Les partis de gouvernement, déjà affaiblis, seraient exsangues, ce qui libérerait davantage les radicalités et les passions de l'affrontement. La France serait en grand danger. La République aujourd'hui, colosse aux pieds d'argile, minée par les communautarismes et l'individualisme consumériste, s'affaisserait lentement, à coups de renoncements. 

"Il est temps que les républicains, les démocrates des deux rives fassent cause commune pour la République"
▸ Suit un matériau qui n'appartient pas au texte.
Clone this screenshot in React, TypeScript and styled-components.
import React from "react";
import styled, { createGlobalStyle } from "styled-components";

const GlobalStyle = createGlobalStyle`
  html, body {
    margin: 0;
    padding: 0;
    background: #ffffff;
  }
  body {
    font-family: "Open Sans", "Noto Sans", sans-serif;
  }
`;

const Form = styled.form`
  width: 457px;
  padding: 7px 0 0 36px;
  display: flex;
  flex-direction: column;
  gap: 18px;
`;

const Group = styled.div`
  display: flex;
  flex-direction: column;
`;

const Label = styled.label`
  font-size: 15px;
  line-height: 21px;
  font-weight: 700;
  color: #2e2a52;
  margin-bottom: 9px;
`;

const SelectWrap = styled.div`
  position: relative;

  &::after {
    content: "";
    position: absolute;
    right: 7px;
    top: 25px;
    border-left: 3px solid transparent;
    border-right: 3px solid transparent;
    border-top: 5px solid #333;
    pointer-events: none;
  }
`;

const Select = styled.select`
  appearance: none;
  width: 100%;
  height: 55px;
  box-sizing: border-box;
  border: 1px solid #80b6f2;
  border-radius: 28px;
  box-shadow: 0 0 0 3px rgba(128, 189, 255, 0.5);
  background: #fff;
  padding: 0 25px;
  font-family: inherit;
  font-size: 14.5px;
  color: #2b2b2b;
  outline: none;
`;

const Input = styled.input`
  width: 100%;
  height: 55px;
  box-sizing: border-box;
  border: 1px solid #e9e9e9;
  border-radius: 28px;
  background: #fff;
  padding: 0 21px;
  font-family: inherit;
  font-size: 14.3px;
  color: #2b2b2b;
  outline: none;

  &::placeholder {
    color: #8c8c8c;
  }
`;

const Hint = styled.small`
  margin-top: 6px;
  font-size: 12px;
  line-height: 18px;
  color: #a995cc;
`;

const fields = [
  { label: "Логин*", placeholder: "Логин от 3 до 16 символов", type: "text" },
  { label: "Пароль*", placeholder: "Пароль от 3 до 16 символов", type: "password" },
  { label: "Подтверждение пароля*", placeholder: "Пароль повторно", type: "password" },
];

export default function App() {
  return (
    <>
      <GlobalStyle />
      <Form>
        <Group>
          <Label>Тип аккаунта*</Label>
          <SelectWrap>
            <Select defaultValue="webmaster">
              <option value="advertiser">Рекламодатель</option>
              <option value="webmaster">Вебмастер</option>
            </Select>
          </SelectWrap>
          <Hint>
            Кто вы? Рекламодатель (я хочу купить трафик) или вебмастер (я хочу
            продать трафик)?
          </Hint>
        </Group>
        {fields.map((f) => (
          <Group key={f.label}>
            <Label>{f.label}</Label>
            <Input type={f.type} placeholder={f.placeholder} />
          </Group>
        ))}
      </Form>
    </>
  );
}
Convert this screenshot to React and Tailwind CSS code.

Déjà, les ferments se propagent. Quant à la rhétorique de l’extrême droite, elle est de moins en moins masquée dans les médias et les réseaux sociaux. Elle façonne les réflexes de l'opinion. Elle nourrit les amertumes de statuts ou de conditions. Et lui permet d'avancer dans les têtes, en silence. Après la droite classique, c'est au tour d'une partie de la majorité et du gouvernement de croire que l'on peut dérober ce feu national populiste par un discours copié-collé. Nous sommes loin de la distance mise par Jacques Chirac ou le président Emmanuel Macron, se voulant des remparts. 

La stratégie visant à créer une proximité entre les offres politiques ne sert que l’extrême-droite. Elle ne fait pas gagner les élections. Elle crée un espace convergeant autour de la préférence nationale. Les Français sont maintenant nombreux à partager ses « 3 i » : identité, immigration, insécurité, qui ethnicisés par l’extrême-droite, deviennent la nouvelle référence d’une partie de la droite, lorsqu'elle ne pointe pas ici ou là son nez à gauche. Cette dernière, toute à son désir de radicalité, ne sait par ailleurs que dénoncer sans rassembler. 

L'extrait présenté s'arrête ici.